Carried interest: Largely leaves in place the "carried interest" loophole that benefits private equity fund managers and some hedge fund managers, despite pledges by Republicans including Trump to close it. These financiers can now claim a lower capital gains rate on much of their income from investments held more than a year. The new legislation would extend that holding period to three years, putting the loophole out of reach for some fund managers, but preserving its availability for many.


Brackets: Sets seven tax brackets: for married couples filing jointly, 10 percent up to $19,050; 12 percent up to $77,400; 22 percent up to $165,000; 24 percent up to $315,000; 32 percent up to $400,000; 35 percent up to $600,000; and 37 percent over $600,000. For unmarried individuals and married couples filing separately, 10 percent up to $9,525; 12 percent up to $38,700; 22 percent up to $82,500; 24 percent up to $157,500; 32 percent up to $200,000; 35 percent up to $500,000; and 37 percent over $500,000. These brackets expire after 2025.

Standard deduction: Gives taxpayers a tax break without having to claim itemized deductions.
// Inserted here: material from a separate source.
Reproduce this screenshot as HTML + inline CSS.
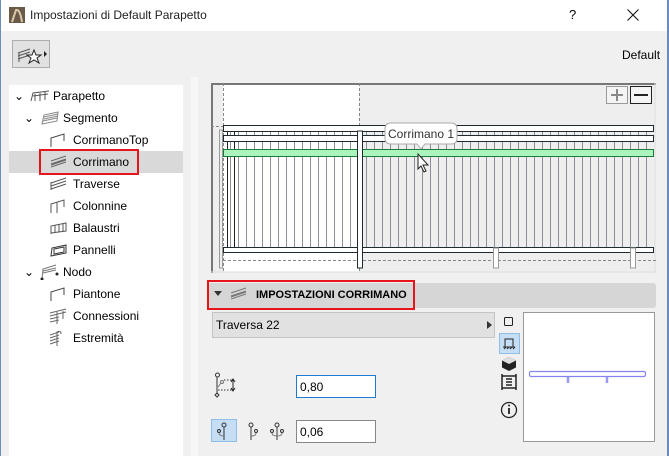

For eight years beginning in 2018, the standard deduction increases to $12,700 from $6,350 for individuals and to $24,000 from $12,000 for married couples under the legislation.

Child tax credit: Doubles the child tax credit to $2,000 per dependent child under the age of 17, with a refundable portion of $1,400. The refundable portion allows families to lower their tax bills to zero and receive a refund for the remaining value.

Personal exemption: Ends $4,050 individual personal exemption.

Inheritances: Increases the exemption for estate and gift taxes to $10 million from $5 million per person and indexes the new exemption level for inflation after 2011. That means even fewer Americans would pay the estate tax, but it would stay on the books.

Mortgages: For residences bought from Jan. 1, 2018, through Dec. 25, 2025, caps the deduction for mortgage interest at $750,000 in home loan value. After Dec. 31, 2025, the cap will revert to $1 million in loan value. Suspends the deduction for interest on home equity loans.

Other provisions

Affordable Care Act Mandate: Repeals a federal fine imposed on Americans under the Affordable Care Act for not obtaining health insurance coverage.

ANWR drilling: Allows oil drilling in Alaska's Arctic National Wildlife Refuge.